Be careful not to go too deep! If you have a through hole and you go too deep you can always screw the insert completely though the hole, thus freeing it to try again. If your hole has a bottom you only get one shot of installing the insert. If a little bit of the insert remains sticking out of the hole you can sometimes remove it with a pair of pliers but you could damage/destroy the insert and /or the hole.
Step 6: Remove the Tang
The first photo shows the installed insert with the tang used to drive it in still in place. If you like you can remove this using a punch, piece of drill rod or the punch that comes with some of the insert kits. Simply insert the punch from the side of the part that you installed the threaded insert from until it rests on the tang and strike it sharply with a hammer.
Step 7: Insert Your Screw
Grab a new screw (the original may have damaged threads itself) and try out your newly repaired hole.

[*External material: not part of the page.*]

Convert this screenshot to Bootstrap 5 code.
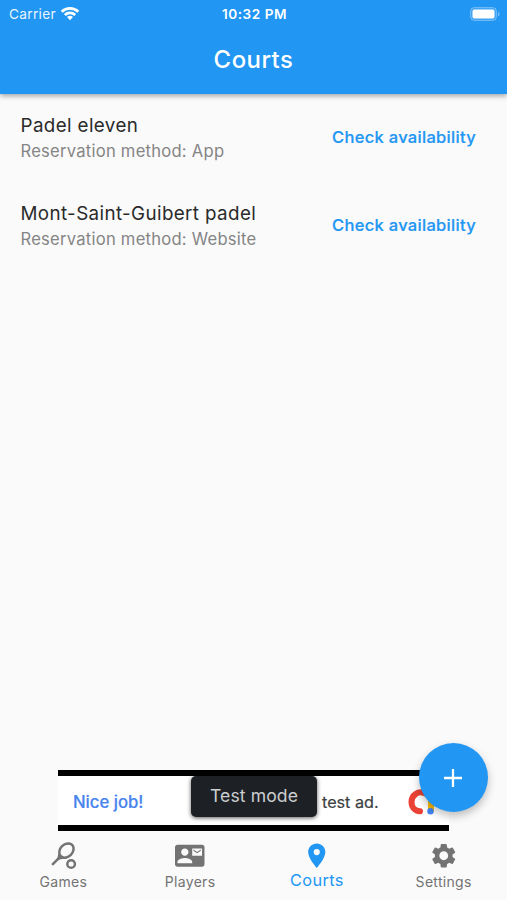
<!DOCTYPE html>
<html lang="en">
<head>
<meta charset="utf-8">
<meta name="viewport" content="width=device-width, initial-scale=1">
<title>Courts</title>
<link rel="stylesheet" href="https://cdn.jsdelivr.net/npm/bootstrap@5.3.0/dist/css/bootstrap.min.css">
<style>
body{font-family:Inter,"Liberation Sans",sans-serif;background:#fafafa;color:#2a2a2a;height:900px;overflow:hidden}
svg{display:block}
.app-top{background:#2196f3;height:94px;box-shadow:0 2px 5px rgba(0,0,0,.35);color:#fff;flex:none}
.status-bar{height:27px;padding:0 7px 0 9px}
.status-bar>div{flex:1 1 0}
.carrier{font-size:13.7px;letter-spacing:.3px;opacity:.9;padding-top:1px}
.clock{font-size:13.6px;font-weight:600;letter-spacing:.5px;padding-top:1px}
.page-title{font-size:23.9px;font-weight:500;letter-spacing:.5px;height:67px}
.court{height:88px;padding:0 31px 0 20.5px}
.court-name{font-size:18.8px;line-height:26px;letter-spacing:.38px}
.court-method{font-size:16.6px;line-height:24px;color:#858585;letter-spacing:.24px}
.court-link{font-size:16.5px;font-weight:500;color:#2196f3;letter-spacing:.3px;-webkit-text-stroke:.2px #2196f3;padding-bottom:2px}
.ad-banner{width:391px;height:61px;background:#fff;border-top:6px solid #000;border-bottom:6px solid #000;margin-left:58px}
.ad-lead{font-size:16.7px;font-weight:500;-webkit-text-stroke:.2px #4884ee;color:#4884ee;left:15px;top:14px;line-height:24px}
.ad-copy{font-size:16.2px;font-weight:400;-webkit-text-stroke:.2px #3c4043;color:#3c4043;left:264px;top:14px;line-height:24px}
.ad-logo{left:348px;top:11px}
.test-chip{left:133px;top:0;width:126px;height:41px;background:#1d2126;color:#ccced0;border-radius:5px;font-size:17.6px;letter-spacing:.1px;box-shadow:0 1px 4px rgba(0,0,0,.65)}
.fab{width:69px;height:69px;left:360.5px;top:-33px;background:#2196f3;box-shadow:0 4px 8px rgba(0,0,0,.25)}
.tabs{height:69px;flex:none;color:#737373;background:#fafafa}
.tab{flex:1 1 0;padding-top:10px;font-size:14px;letter-spacing:.3px;line-height:20px}
.tab svg{margin-bottom:1px}
.tab-on{color:#2196f3;font-size:16.3px;letter-spacing:.4px}
.tab-on svg{margin-bottom:-1px}
</style>
</head>
<body class="d-flex flex-column">
<header class="app-top position-relative">
  <div class="status-bar d-flex align-items-center">
    <div class="d-flex align-items-center gap-1">
      <span class="carrier">Carrier</span>
      <svg width="20" height="15" viewBox="0 0 20 15"><g fill="none" stroke="#fff" stroke-width="2.7"><path d="M1.7 5.7a12 12 0 0 1 16.6 0"/><path d="M4.800 9a7.600 7.600 0 0 1 10.400 0"/></g><path fill="#fff" d="M10 14.200l-3-3.100a4.300 4.300 0 0 1 6 0z"/></svg>
    </div>
    <span class="clock">10:32 PM</span>
    <div class="d-flex justify-content-end">
      <svg width="30" height="14" viewBox="0 0 30 14"><rect x=".5" y=".5" width="26" height="13" rx="4" fill="#fff" fill-opacity=".15" stroke="#fff" stroke-opacity=".3"/><rect x="2.500" y="2.500" width="22" height="9" rx="2" fill="#fff"/><path d="M28 4.700v4.600c2-.8 2-3.800 0-4.600z" fill="#fff" opacity=".4"/></svg>
    </div>
  </div>
  <h1 class="page-title d-flex align-items-center justify-content-center m-0">Courts</h1>
</header>
<main class="flex-grow-1">
  <div class="court d-flex align-items-center justify-content-between">
    <div><div class="court-name">Padel eleven</div><div class="court-method">Reservation method: App</div></div>
    <a class="court-link text-decoration-none" href="#">Check availability</a>
  </div>
  <div class="court d-flex align-items-center justify-content-between">
    <div><div class="court-name">Mont-Saint-Guibert padel</div><div class="court-method">Reservation method: Website</div></div>
    <a class="court-link text-decoration-none" href="#">Check availability</a>
  </div>
</main>
<section class="ad-banner position-relative flex-shrink-0">
  <span class="ad-lead position-absolute text-nowrap">Nice job!</span>
  <span class="ad-copy position-absolute text-nowrap">test ad.</span>
  <svg class="ad-logo position-absolute" width="32" height="30" viewBox="0 0 32 30"><g fill="none" stroke-width="6" stroke-linecap="round"><path stroke="#fbbc04" d="M18 6c5 0 7 4 7 9v8"/><path stroke="#ea4335" d="M19 6.300C12 3 5.500 8.500 5.500 15c0 5 3.500 9 8.500 9.300"/></g><circle cx="24.500" cy="24.300" r="3.200" fill="#4285f4"/></svg>
  <div class="test-chip position-absolute d-flex align-items-center justify-content-center">Test mode</div>
  <button class="fab position-absolute rounded-circle border-0 p-0 d-flex align-items-center justify-content-center" aria-label="Add"><svg width="18" height="18" viewBox="0 0 18 18"><path d="M9 0v18M0 9h18" stroke="#fff" stroke-width="2.300"/></svg></button>
</section>
<nav class="tabs d-flex">
  <div class="tab d-flex flex-column align-items-center">
    <svg width="29.500" height="29.500" viewBox="0 0 24 24" fill="currentColor"><path d="M19.520 2.490c-2.340-2.340-6.620-1.870-9.550 1.060-1.600 1.600-2.520 3.870-2.540 5.460-.020 1.580.260 3.890-1.350 5.500l-4.240 4.240 1.420 1.420 4.240-4.240c1.610-1.610 3.920-1.330 5.500-1.350s3.860-.940 5.460-2.540c2.920-2.930 3.400-7.210 1.060-9.550zm-9.200 9.190c-1.530-1.530-1.050-4.610 1.060-6.720s5.180-2.590 6.720-1.060c1.530 1.530 1.050 4.610-1.060 6.720s-5.180 2.590-6.720 1.060z"/><circle cx="18" cy="18.700" r="3.100" fill="none" stroke="currentColor" stroke-width="2"/></svg>
    Games
  </div>
  <div class="tab d-flex flex-column align-items-center">
    <svg width="29.500" height="29.500" viewBox="0 0 24 24" fill="currentColor"><path d="M21 8V7l-3 2-3-2v1l3 2 3-2zm1-5H2C.9 3 0 3.900 0 5v14c0 1.100.9 2 2 2h20c1.100 0 1.990-.9 1.990-2L24 5c0-1.100-.9-2-2-2zM8 6c1.660 0 3 1.340 3 3s-1.340 3-3 3-3-1.340-3-3 1.340-3 3-3zm6 12H2v-1c0-2 4-3.100 6-3.100s6 1.100 6 3.100v1zm8-6h-8V6h8v6z"/></svg>
    Players
  </div>
  <div class="tab tab-on d-flex flex-column align-items-center">
    <svg width="29.500" height="29.500" viewBox="0 0 24 24" fill="currentColor"><path d="M12 2C8.130 2 5 5.130 5 9c0 5.250 7 13 7 13s7-7.750 7-13c0-3.870-3.130-7-7-7zm0 9.500a2.500 2.500 0 1 1 0-5 2.500 2.500 0 0 1 0 5z"/></svg>
    Courts
  </div>
  <div class="tab d-flex flex-column align-items-center">
    <svg width="29.500" height="29.500" viewBox="0 0 24 24" fill="currentColor"><path d="M19.140 12.940c.040-.3.060-.61.060-.94 0-.32-.020-.64-.070-.94l2.030-1.580c.18-.14.23-.41.12-.61l-1.920-3.320c-.12-.22-.37-.29-.59-.22l-2.390.96c-.5-.38-1.030-.7-1.620-.94l-.36-2.540c-.040-.24-.24-.41-.48-.41h-3.840c-.24 0-.43.17-.47.41l-.36 2.540c-.59.24-1.130.57-1.620.94l-2.390-.96c-.22-.080-.47 0-.59.22L2.740 8.870c-.12.21-.080.47.12.61l2.030 1.580c-.050.3-.090.63-.090.94s.020.64.070.94l-2.030 1.580c-.18.14-.23.41-.12.61l1.920 3.320c.12.22.37.29.59.22l2.390-.96c.5.38 1.030.7 1.620.94l.36 2.540c.050.24.24.41.48.41h3.840c.24 0 .44-.17.47-.41l.36-2.540c.59-.24 1.130-.56 1.620-.94l2.390.96c.22.080.47 0 .59-.22l1.920-3.320c.12-.22.070-.47-.12-.61l-2.010-1.580zM12 15.600c-1.980 0-3.600-1.620-3.600-3.600s1.620-3.600 3.600-3.600 3.600 1.620 3.600 3.600-1.620 3.600-3.600 3.600z"/></svg>
    Settings
  </div>
</nav>
<script src="https://cdn.jsdelivr.net/npm/bootstrap@5.3.0/dist/js/bootstrap.bundle.min.js"></script>
</body>
</html>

Your parts should go back together and show no evidence of having been repaired. It's all going to look and feel just like the original thread.
This is especially satisfying when you've installed an insert in something like Delrin. Instead of that squishy feeling you can get driving a machine screw into plastic that leaves you wondering if you're chewing up the thread every time you turn the handle on your screw driver you'll have a nice, smooth action as the screw goes in and comes out. This is especially great for parts that are made from soft material that frequently need to be assembled and disassembled.
Hope this has been just as much of a pleasant AH-HA! moment for you as it was for me when I discovered these great little things!